● GOAL
Faithfully return all lines, omitting every embedded picture.

● SUPPLIED DATA
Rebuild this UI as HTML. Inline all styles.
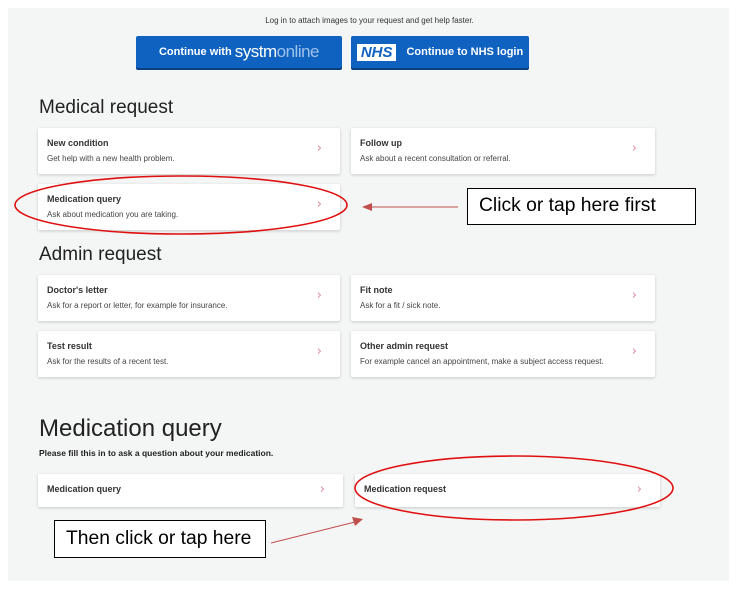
<!DOCTYPE html>
<html><head><meta charset="utf-8"><style>
body{margin:0;width:739px;height:591px;background:#fff;position:relative;overflow:hidden;font-family:"Liberation Sans",sans-serif;color:#222}
.bg{position:absolute;left:8px;top:8px;width:721px;height:573px;background:#f4f5f5}
.a{position:absolute;white-space:nowrap}
.card{position:absolute;background:#fff;box-shadow:0 1px 3px rgba(0,0,0,.18);border-radius:2px}
.card .t{position:absolute;left:9px;top:10px;font-size:9px;font-weight:bold;color:#333;white-space:nowrap}
.card .d{position:absolute;left:9px;top:26px;font-size:8px;color:#444;white-space:nowrap}
.card .c{position:absolute;right:18px;top:13px;color:#e08a9a;font-size:13px;font-family:"DejaVu Sans",sans-serif}
.btn{position:absolute;background:#0f62c0;color:#fff;font-weight:bold;font-size:11px;border-radius:2px;box-shadow:0 2px 0 #0a3f80;display:flex;align-items:center;justify-content:center;white-space:nowrap}
h2{position:absolute;margin:0;font-weight:normal;color:#222;white-space:nowrap}
.box{position:absolute;border:1.5px solid #000;background:#fff;font-family:"Liberation Sans",sans-serif;font-size:19.3px;color:#000;white-space:nowrap}
</style></head><body>
<div class="bg"></div>
<div class="a" style="left:0;width:739px;top:16px;text-align:center;font-size:8px;color:#333">Log in to attach images to your request and get help faster.</div>
<div class="btn" style="left:136px;top:36px;width:206px;height:32px">Continue with&nbsp;<span style="font-weight:normal;font-size:17px;letter-spacing:-.5px">systm<span style="color:#9ec3ea">online</span></span></div>
<div class="btn" style="left:351px;top:36px;width:178px;height:32px"><span style="background:#fff;color:#0f62c0;font-style:italic;font-weight:900;font-size:15px;padding:0 4px;margin-right:10px">NHS</span>Continue to NHS login</div>

<h2 style="left:39px;top:97px;font-size:19px">Medical request</h2>
<div class="card" style="left:38px;top:128px;width:302px;height:46px"><div class="t">New condition</div><div class="d">Get help with a new health problem.</div><div class="c">›</div></div>
<div class="card" style="left:351px;top:128px;width:304px;height:46px"><div class="t">Follow up</div><div class="d">Ask about a recent consultation or referral.</div><div class="c">›</div></div>
<div class="card" style="left:38px;top:184px;width:302px;height:46px"><div class="t">Medication query</div><div class="d">Ask about medication you are taking.</div><div class="c">›</div></div>

<h2 style="left:39px;top:244px;font-size:19px">Admin request</h2>
<div class="card" style="left:38px;top:275px;width:302px;height:46px"><div class="t">Doctor's letter</div><div class="d">Ask for a report or letter, for example for insurance.</div><div class="c">›</div></div>
<div class="card" style="left:351px;top:275px;width:304px;height:46px"><div class="t">Fit note</div><div class="d">Ask for a fit / sick note.</div><div class="c">›</div></div>
<div class="card" style="left:38px;top:331px;width:302px;height:46px"><div class="t">Test result</div><div class="d">Ask for the results of a recent test.</div><div class="c">›</div></div>
<div class="card" style="left:351px;top:331px;width:304px;height:46px"><div class="t">Other admin request</div><div class="d">For example cancel an appointment, make a subject access request.</div><div class="c">›</div></div>

<h2 style="left:39px;top:415px;font-size:24px">Medication query</h2>
<div class="a" style="left:39px;top:448px;font-size:8.5px;font-weight:bold">Please fill this in to ask a question about your medication.</div>
<div class="card" style="left:38px;top:474px;width:305px;height:33px"><div class="t">Medication query</div><div class="c" style="top:8px">›</div></div>
<div class="card" style="left:355px;top:474px;width:305px;height:33px"><div class="t">Medication request</div><div class="c" style="top:8px">›</div></div>

<div class="box" style="left:467px;top:188px;width:229px;height:37px;box-sizing:border-box;padding:6px 0 0 11px">Click or tap here first</div>
<div class="box" style="left:54px;top:520px;width:212px;height:38px;box-sizing:border-box;padding:7px 0 0 11px">Then click or tap here</div>

<svg class="a" style="left:0;top:0" width="739" height="591">
<ellipse cx="181" cy="205" rx="166" ry="29" fill="none" stroke="#e01010" stroke-width="1.6"/>
<ellipse cx="514" cy="488" rx="159" ry="32" fill="none" stroke="#e01010" stroke-width="1.6"/>
<line x1="458" y1="207" x2="370" y2="207" stroke="#c0504d" stroke-width="1"/>
<polygon points="362,207 372,203 372,211" fill="#c0504d"/>
<line x1="271" y1="543" x2="355" y2="522" stroke="#c0504d" stroke-width="1"/>
<polygon points="363,519 352,517 355,526" fill="#c0504d"/>
</svg>
</body></html>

● THE OUTPUT
Rebuild this UI as HTML. Inline all styles.
<!DOCTYPE html>
<html><head><meta charset="utf-8"><style>
body{margin:0;width:739px;height:591px;background:#fff;position:relative;overflow:hidden;font-family:"Liberation Sans",sans-serif;color:#222}
.bg{position:absolute;left:8px;top:8px;width:721px;height:573px;background:#f4f5f5}
.a{position:absolute;white-space:nowrap}
.card{position:absolute;background:#fff;box-shadow:0 1px 3px rgba(0,0,0,.18);border-radius:2px}
.card .t{position:absolute;left:9px;top:10px;font-size:9px;font-weight:bold;color:#333;white-space:nowrap}
.card .d{position:absolute;left:9px;top:26px;font-size:8px;color:#444;white-space:nowrap}
.card .c{position:absolute;right:18px;top:13px;color:#e08a9a;font-size:13px;font-family:"DejaVu Sans",sans-serif}
.btn{position:absolute;background:#0f62c0;color:#fff;font-weight:bold;font-size:11px;border-radius:2px;box-shadow:0 2px 0 #0a3f80;display:flex;align-items:center;justify-content:center;white-space:nowrap}
h2{position:absolute;margin:0;font-weight:normal;color:#222;white-space:nowrap}
.box{position:absolute;border:1.5px solid #000;background:#fff;font-family:"Liberation Sans",sans-serif;font-size:19.3px;color:#000;white-space:nowrap}
</style></head><body>
<div class="bg"></div>
<div class="a" style="left:0;width:739px;top:16px;text-align:center;font-size:8px;color:#333">Log in to attach images to your request and get help faster.</div>
<div class="btn" style="left:136px;top:36px;width:206px;height:32px">Continue with&nbsp;<span style="font-weight:normal;font-size:17px;letter-spacing:-.5px">systm<span style="color:#9ec3ea">online</span></span></div>
<div class="btn" style="left:351px;top:36px;width:178px;height:32px"><span style="background:#fff;color:#0f62c0;font-style:italic;font-weight:900;font-size:15px;padding:0 4px;margin-right:10px">NHS</span>Continue to NHS login</div>

<h2 style="left:39px;top:97px;font-size:19px">Medical request</h2>
<div class="card" style="left:38px;top:128px;width:302px;height:46px"><div class="t">New condition</div><div class="d">Get help with a new health problem.</div><div class="c">›</div></div>
<div class="card" style="left:351px;top:128px;width:304px;height:46px"><div class="t">Follow up</div><div class="d">Ask about a recent consultation or referral.</div><div class="c">›</div></div>
<div class="card" style="left:38px;top:184px;width:302px;height:46px"><div class="t">Medication query</div><div class="d">Ask about medication you are taking.</div><div class="c">›</div></div>

<h2 style="left:39px;top:244px;font-size:19px">Admin request</h2>
<div class="card" style="left:38px;top:275px;width:302px;height:46px"><div class="t">Doctor's letter</div><div class="d">Ask for a report or letter, for example for insurance.</div><div class="c">›</div></div>
<div class="card" style="left:351px;top:275px;width:304px;height:46px"><div class="t">Fit note</div><div class="d">Ask for a fit / sick note.</div><div class="c">›</div></div>
<div class="card" style="left:38px;top:331px;width:302px;height:46px"><div class="t">Test result</div><div class="d">Ask for the results of a recent test.</div><div class="c">›</div></div>
<div class="card" style="left:351px;top:331px;width:304px;height:46px"><div class="t">Other admin request</div><div class="d">For example cancel an appointment, make a subject access request.</div><div class="c">›</div></div>

<h2 style="left:39px;top:415px;font-size:24px">Medication query</h2>
<div class="a" style="left:39px;top:448px;font-size:8.5px;font-weight:bold">Please fill this in to ask a question about your medication.</div>
<div class="card" style="left:38px;top:474px;width:305px;height:33px"><div class="t">Medication query</div><div class="c" style="top:8px">›</div></div>
<div class="card" style="left:355px;top:474px;width:305px;height:33px"><div class="t">Medication request</div><div class="c" style="top:8px">›</div></div>

<div class="box" style="left:467px;top:188px;width:229px;height:37px;box-sizing:border-box;padding:6px 0 0 11px">Click or tap here first</div>
<div class="box" style="left:54px;top:520px;width:212px;height:38px;box-sizing:border-box;padding:7px 0 0 11px">Then click or tap here</div>

<svg class="a" style="left:0;top:0" width="739" height="591">
<ellipse cx="181" cy="205" rx="166" ry="29" fill="none" stroke="#e01010" stroke-width="1.6"/>
<ellipse cx="514" cy="488" rx="159" ry="32" fill="none" stroke="#e01010" stroke-width="1.6"/>
<line x1="458" y1="207" x2="370" y2="207" stroke="#c0504d" stroke-width="1"/>
<polygon points="362,207 372,203 372,211" fill="#c0504d"/>
<line x1="271" y1="543" x2="355" y2="522" stroke="#c0504d" stroke-width="1"/>
<polygon points="363,519 352,517 355,526" fill="#c0504d"/>
</svg>
</body></html>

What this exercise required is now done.